## Your goal:
Do any lines in the data below contain "styled"? If so, copy every one of them.

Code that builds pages
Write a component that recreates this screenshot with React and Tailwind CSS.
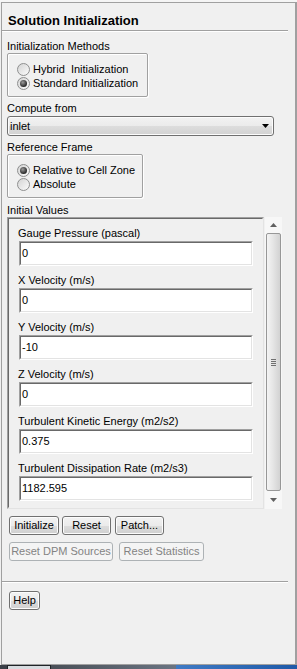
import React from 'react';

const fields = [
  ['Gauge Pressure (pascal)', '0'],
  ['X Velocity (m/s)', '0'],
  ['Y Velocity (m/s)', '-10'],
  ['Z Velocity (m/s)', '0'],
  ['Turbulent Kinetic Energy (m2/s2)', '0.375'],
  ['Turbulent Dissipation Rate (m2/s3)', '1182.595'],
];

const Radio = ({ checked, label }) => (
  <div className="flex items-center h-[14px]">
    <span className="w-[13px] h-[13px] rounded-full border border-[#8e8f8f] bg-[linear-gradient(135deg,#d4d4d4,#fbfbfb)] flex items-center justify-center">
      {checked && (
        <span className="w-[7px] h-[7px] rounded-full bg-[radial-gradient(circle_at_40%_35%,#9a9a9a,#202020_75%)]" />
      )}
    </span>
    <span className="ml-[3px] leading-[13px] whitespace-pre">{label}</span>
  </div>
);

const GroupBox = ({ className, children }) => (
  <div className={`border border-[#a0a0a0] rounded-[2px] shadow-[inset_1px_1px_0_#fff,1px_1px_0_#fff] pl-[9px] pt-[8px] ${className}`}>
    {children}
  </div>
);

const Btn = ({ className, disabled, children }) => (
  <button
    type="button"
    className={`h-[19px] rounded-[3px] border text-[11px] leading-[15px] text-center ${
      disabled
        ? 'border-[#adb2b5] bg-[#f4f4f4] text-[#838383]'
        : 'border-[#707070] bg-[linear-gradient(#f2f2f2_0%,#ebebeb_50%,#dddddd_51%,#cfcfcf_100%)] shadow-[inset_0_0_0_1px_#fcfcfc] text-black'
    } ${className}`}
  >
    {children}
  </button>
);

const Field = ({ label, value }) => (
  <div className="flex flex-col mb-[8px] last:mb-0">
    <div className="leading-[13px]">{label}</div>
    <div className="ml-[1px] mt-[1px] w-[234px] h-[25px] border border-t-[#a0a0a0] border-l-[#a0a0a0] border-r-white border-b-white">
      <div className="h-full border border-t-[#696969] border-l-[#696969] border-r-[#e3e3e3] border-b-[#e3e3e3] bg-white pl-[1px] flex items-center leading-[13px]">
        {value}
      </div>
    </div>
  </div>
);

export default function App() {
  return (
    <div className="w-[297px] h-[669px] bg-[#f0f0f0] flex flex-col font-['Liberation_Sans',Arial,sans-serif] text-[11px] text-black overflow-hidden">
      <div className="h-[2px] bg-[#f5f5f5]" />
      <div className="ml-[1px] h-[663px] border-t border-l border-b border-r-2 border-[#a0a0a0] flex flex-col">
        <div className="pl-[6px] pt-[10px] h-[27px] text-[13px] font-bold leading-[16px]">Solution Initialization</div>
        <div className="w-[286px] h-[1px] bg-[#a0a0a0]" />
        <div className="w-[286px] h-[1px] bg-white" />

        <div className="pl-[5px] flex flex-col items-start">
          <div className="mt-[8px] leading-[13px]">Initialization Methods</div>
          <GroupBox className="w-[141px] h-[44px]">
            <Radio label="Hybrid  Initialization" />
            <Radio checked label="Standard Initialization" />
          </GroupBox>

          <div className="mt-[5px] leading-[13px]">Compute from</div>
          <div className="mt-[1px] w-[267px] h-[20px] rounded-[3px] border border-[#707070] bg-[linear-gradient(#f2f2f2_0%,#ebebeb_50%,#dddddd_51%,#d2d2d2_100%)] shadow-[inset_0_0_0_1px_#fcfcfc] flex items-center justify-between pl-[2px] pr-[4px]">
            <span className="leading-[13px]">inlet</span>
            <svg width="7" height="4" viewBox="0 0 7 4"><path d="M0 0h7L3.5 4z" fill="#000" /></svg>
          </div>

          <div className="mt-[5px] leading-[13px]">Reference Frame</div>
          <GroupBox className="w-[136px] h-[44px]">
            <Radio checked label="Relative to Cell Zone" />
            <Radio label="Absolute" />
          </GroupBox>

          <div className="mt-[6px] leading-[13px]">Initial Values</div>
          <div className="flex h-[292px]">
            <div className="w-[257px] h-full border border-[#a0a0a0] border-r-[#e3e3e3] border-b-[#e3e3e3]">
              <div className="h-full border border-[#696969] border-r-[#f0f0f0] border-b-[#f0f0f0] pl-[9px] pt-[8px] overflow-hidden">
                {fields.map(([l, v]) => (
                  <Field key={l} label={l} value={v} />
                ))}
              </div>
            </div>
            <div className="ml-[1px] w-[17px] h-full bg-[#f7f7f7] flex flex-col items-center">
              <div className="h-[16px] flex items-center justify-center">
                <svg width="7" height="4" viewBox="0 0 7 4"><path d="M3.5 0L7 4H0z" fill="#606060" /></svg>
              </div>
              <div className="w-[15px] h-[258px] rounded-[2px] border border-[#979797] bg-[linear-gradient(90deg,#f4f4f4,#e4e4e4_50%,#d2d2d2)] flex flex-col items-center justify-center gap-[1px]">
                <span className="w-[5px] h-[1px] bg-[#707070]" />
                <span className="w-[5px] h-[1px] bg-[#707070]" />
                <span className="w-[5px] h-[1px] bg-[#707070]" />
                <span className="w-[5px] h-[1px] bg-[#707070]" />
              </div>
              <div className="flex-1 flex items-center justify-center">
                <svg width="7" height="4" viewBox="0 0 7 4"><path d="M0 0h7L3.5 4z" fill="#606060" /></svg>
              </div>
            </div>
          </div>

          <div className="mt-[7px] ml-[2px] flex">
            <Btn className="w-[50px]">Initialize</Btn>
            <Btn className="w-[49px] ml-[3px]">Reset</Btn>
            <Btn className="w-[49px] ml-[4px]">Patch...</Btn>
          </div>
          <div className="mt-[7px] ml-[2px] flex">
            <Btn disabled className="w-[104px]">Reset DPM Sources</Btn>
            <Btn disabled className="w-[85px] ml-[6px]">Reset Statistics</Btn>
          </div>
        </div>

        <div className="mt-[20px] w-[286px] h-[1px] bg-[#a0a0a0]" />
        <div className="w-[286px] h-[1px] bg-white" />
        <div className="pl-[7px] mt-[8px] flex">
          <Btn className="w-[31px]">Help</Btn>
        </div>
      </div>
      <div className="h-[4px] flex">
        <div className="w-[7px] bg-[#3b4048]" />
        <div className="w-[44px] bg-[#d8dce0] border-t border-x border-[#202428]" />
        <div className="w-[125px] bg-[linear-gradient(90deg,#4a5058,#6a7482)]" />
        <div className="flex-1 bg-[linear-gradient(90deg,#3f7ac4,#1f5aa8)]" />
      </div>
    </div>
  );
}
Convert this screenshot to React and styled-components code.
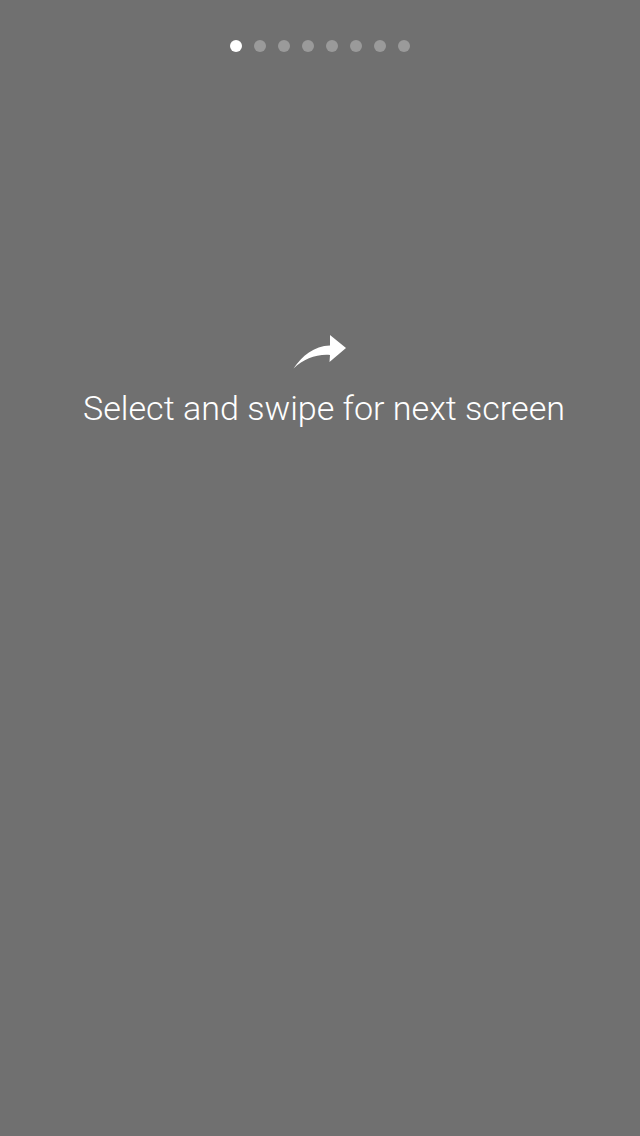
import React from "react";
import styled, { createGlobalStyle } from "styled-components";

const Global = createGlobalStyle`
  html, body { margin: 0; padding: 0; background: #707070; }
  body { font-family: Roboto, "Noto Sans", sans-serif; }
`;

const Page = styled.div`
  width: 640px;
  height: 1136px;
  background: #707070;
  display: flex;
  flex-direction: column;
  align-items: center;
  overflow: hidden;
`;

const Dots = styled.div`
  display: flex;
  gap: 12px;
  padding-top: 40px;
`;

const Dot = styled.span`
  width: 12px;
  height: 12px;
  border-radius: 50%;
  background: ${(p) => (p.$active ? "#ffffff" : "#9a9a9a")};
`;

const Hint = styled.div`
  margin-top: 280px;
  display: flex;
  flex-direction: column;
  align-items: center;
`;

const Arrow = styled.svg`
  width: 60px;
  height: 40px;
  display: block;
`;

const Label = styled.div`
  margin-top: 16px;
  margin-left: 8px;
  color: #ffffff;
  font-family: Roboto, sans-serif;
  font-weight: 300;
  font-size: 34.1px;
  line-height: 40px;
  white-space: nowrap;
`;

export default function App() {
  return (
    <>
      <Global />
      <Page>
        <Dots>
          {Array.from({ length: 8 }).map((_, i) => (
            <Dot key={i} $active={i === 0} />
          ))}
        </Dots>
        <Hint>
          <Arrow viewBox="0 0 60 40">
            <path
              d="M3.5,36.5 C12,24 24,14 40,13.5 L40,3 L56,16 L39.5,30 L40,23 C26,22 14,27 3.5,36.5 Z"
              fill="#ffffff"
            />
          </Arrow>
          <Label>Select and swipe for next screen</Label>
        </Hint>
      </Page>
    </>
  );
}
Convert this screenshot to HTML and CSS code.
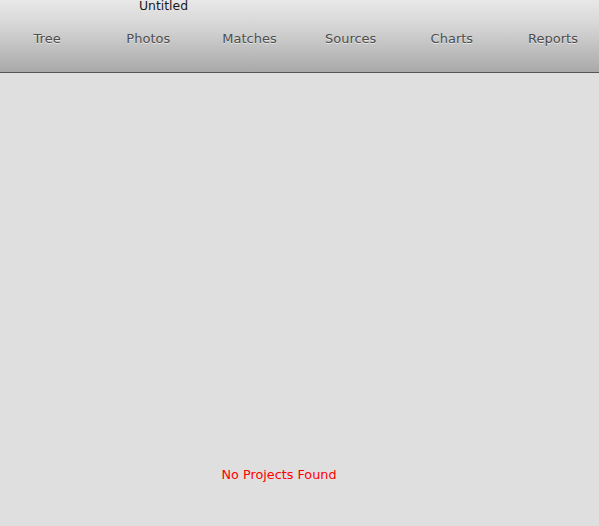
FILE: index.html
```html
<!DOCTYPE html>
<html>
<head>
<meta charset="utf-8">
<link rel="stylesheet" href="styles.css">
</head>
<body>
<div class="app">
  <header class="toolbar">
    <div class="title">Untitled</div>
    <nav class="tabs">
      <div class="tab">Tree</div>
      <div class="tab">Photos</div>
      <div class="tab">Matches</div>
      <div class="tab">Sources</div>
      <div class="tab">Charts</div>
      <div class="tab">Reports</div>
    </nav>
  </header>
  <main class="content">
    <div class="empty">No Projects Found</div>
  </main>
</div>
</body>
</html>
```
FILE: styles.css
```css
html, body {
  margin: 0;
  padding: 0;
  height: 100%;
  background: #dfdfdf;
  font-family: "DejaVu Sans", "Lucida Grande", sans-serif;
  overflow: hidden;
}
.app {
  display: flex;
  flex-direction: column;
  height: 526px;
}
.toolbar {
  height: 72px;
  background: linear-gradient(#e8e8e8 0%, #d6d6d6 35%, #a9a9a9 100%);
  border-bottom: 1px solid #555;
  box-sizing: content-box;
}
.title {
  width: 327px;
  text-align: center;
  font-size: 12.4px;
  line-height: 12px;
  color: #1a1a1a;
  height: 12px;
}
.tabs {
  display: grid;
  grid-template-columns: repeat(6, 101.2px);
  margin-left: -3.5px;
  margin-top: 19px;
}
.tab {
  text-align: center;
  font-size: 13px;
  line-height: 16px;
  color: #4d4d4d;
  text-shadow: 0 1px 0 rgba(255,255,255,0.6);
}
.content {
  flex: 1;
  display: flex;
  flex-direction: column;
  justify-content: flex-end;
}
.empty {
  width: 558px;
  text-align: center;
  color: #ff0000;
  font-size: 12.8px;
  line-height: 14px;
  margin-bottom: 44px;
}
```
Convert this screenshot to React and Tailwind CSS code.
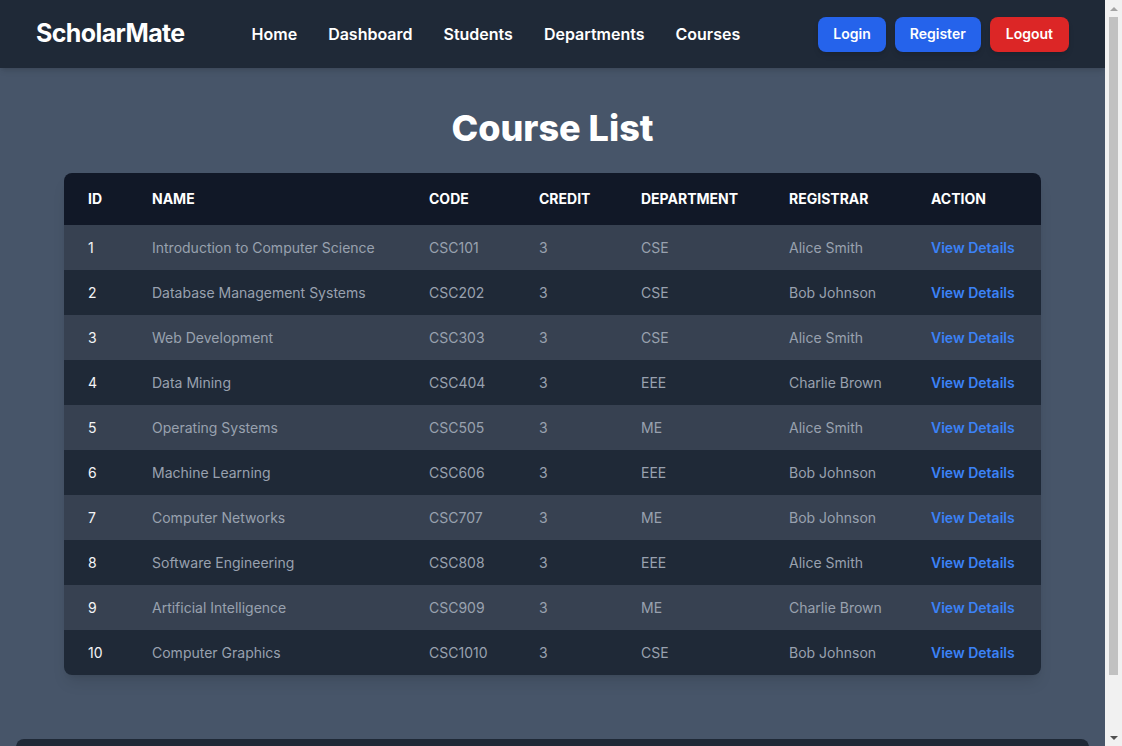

## Task solution:
Convert this screenshot to React and styled-components code.
import styled, { createGlobalStyle } from "styled-components";
const Page = styled.div`
const Dots = styled.div`
const Dot = styled.span`
const Hint = styled.div`
const Arrow = styled.svg`
const Label = styled.div`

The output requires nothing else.